(Records with interface code)
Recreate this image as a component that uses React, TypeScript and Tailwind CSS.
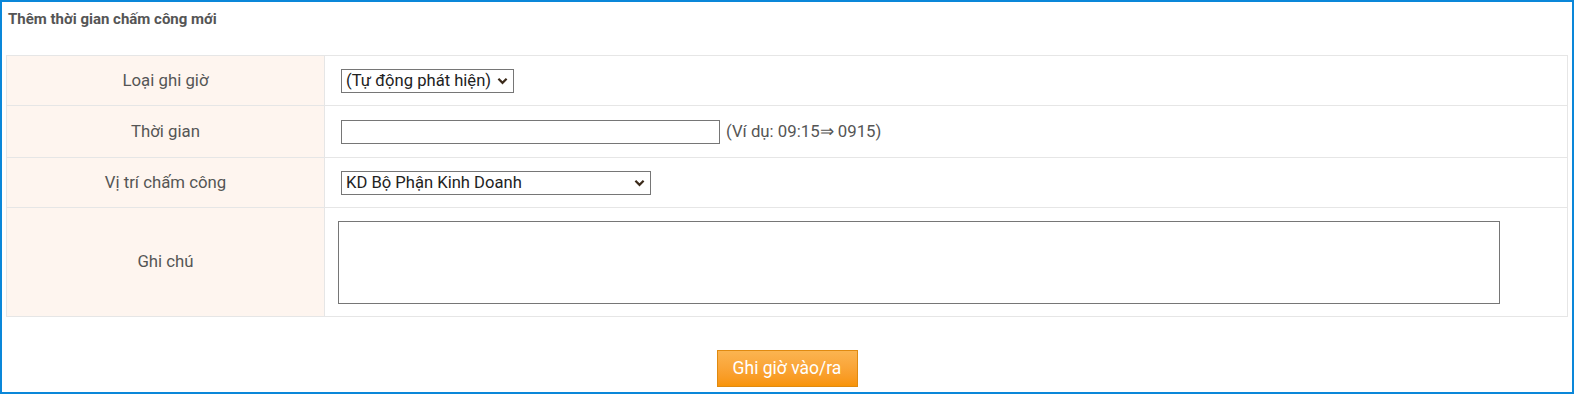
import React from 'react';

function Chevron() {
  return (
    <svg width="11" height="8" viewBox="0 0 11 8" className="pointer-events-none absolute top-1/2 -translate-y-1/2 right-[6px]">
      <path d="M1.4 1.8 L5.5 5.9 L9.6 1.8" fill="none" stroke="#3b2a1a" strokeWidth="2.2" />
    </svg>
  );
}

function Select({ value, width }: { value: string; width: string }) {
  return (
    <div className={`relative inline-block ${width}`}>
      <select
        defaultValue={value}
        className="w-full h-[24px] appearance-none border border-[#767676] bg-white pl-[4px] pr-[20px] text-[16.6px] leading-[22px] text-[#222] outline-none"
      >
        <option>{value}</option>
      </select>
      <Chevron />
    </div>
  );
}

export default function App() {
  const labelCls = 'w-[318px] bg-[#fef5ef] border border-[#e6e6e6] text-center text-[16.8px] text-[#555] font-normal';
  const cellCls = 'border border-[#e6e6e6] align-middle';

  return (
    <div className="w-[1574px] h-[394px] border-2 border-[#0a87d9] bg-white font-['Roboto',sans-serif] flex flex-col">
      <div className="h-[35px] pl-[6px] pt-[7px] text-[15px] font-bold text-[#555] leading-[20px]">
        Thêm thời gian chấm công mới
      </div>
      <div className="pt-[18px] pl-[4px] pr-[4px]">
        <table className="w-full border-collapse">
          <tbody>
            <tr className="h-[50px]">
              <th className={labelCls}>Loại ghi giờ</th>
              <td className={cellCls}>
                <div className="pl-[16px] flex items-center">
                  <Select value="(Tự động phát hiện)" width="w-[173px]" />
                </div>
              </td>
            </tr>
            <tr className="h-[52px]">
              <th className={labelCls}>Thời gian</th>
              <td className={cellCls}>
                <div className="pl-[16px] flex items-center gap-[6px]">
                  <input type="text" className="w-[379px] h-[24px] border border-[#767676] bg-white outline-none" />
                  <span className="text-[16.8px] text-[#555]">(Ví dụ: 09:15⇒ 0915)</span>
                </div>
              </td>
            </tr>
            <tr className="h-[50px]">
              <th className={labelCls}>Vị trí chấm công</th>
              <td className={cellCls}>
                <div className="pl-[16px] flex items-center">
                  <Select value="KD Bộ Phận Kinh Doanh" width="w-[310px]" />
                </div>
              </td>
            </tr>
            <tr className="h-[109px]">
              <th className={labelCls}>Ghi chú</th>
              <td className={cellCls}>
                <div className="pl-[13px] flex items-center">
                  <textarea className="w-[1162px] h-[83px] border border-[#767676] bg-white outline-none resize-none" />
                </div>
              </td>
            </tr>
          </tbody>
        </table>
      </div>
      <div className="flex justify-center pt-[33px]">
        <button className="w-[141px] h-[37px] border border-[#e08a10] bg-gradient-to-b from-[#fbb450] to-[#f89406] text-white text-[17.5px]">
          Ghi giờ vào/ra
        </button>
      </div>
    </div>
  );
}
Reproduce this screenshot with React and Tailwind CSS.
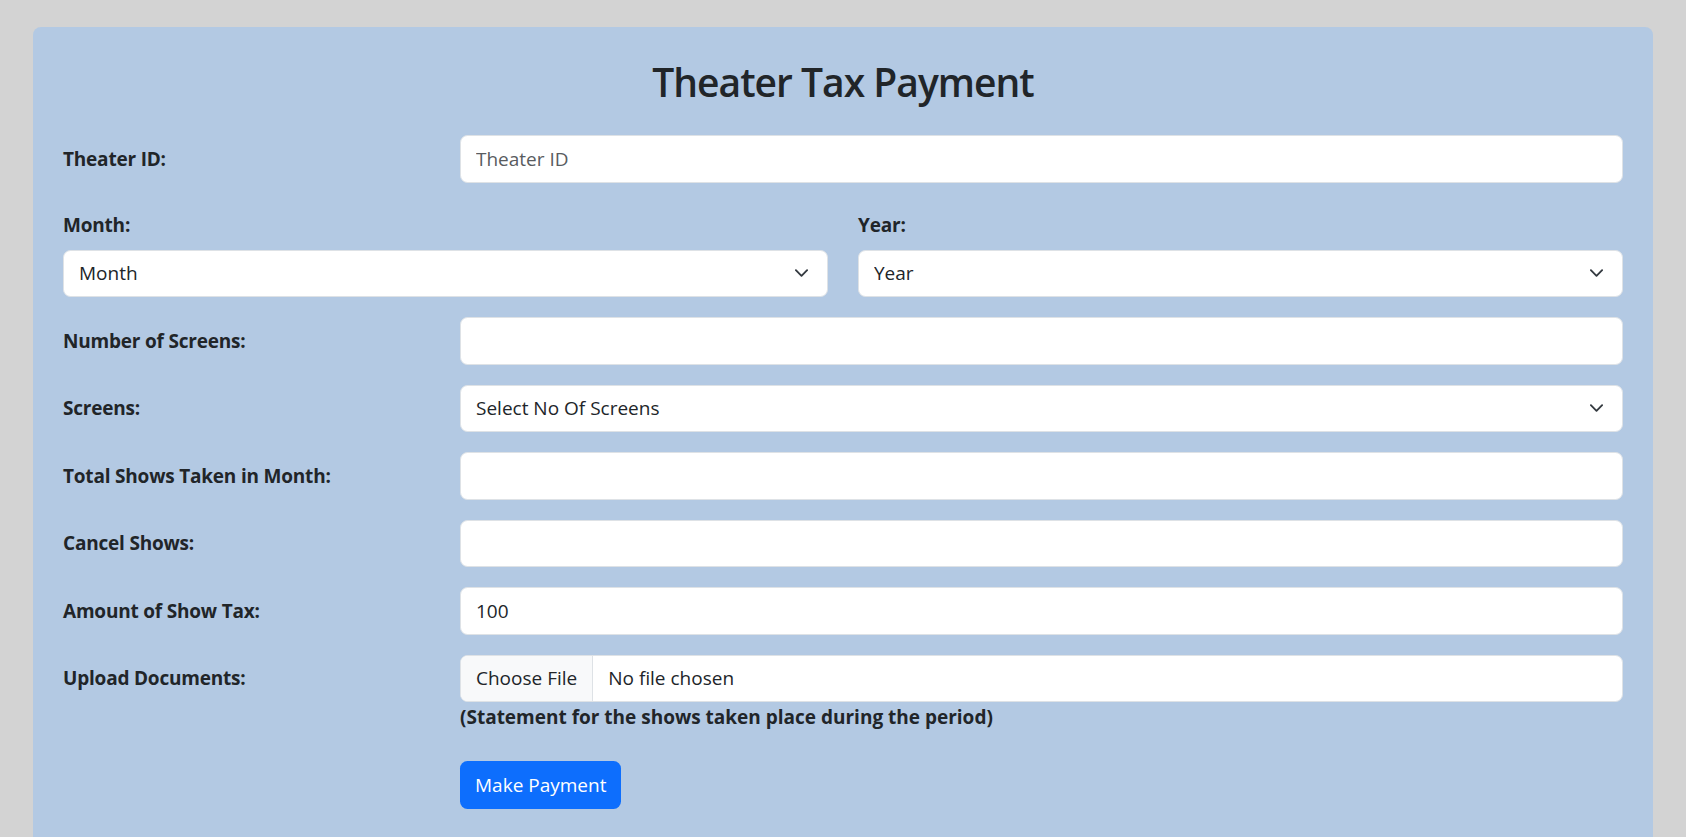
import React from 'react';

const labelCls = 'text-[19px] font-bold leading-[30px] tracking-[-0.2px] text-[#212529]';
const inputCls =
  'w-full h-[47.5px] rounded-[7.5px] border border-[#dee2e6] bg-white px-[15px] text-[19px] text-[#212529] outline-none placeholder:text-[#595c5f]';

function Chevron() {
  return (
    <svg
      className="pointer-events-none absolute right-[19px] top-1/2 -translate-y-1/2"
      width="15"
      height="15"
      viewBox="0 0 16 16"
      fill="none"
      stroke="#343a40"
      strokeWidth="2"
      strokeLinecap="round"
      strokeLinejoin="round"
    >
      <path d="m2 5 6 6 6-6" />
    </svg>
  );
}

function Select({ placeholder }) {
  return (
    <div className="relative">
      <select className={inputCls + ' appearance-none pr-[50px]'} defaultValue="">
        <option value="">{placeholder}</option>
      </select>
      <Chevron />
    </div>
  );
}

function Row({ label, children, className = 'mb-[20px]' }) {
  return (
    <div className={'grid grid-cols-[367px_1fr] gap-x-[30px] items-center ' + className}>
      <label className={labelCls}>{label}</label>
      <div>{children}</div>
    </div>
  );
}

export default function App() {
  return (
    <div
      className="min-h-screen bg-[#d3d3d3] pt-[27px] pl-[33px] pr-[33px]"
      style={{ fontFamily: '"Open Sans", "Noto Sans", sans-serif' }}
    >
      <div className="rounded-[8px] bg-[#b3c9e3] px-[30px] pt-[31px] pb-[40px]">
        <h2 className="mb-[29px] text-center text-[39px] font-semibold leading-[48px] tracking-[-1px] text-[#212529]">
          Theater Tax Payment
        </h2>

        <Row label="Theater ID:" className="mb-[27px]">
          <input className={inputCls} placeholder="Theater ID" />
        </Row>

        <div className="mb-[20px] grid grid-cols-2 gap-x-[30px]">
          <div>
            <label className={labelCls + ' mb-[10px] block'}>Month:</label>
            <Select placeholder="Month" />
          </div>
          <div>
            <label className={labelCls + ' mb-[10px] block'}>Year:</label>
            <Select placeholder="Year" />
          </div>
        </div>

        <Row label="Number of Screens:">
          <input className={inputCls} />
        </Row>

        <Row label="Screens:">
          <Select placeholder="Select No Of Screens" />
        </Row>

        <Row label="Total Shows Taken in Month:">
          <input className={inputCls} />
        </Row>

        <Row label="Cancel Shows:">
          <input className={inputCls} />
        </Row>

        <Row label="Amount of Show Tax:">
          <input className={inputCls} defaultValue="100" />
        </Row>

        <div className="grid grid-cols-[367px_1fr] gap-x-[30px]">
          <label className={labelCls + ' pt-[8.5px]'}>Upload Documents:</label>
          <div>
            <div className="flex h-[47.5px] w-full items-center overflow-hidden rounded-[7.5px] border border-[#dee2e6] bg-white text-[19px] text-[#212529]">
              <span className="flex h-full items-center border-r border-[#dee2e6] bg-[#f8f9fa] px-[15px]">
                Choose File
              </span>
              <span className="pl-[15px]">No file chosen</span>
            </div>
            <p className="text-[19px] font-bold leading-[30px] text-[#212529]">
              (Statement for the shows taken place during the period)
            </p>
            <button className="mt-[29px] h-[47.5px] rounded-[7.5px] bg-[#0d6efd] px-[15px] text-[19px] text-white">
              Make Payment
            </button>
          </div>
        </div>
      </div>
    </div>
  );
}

- Goal of the exercise -
Every line from the top of the material above through the line with "const cellCls = 'border" should be duplicated exactly, please; leave out the pictures.

- Response -
Recreate this image as a component that uses React, TypeScript and Tailwind CSS.
import React from 'react';

function Chevron() {
  return (
    <svg width="11" height="8" viewBox="0 0 11 8" className="pointer-events-none absolute top-1/2 -translate-y-1/2 right-[6px]">
      <path d="M1.4 1.8 L5.5 5.9 L9.6 1.8" fill="none" stroke="#3b2a1a" strokeWidth="2.2" />
    </svg>
  );
}

function Select({ value, width }: { value: string; width: string }) {
  return (
    <div className={`relative inline-block ${width}`}>
      <select
        defaultValue={value}
        className="w-full h-[24px] appearance-none border border-[#767676] bg-white pl-[4px] pr-[20px] text-[16.6px] leading-[22px] text-[#222] outline-none"
      >
        <option>{value}</option>
      </select>
      <Chevron />
    </div>
  );
}

export default function App() {
  const labelCls = 'w-[318px] bg-[#fef5ef] border border-[#e6e6e6] text-center text-[16.8px] text-[#555] font-normal';
  const cellCls = 'border border-[#e6e6e6] align-middle';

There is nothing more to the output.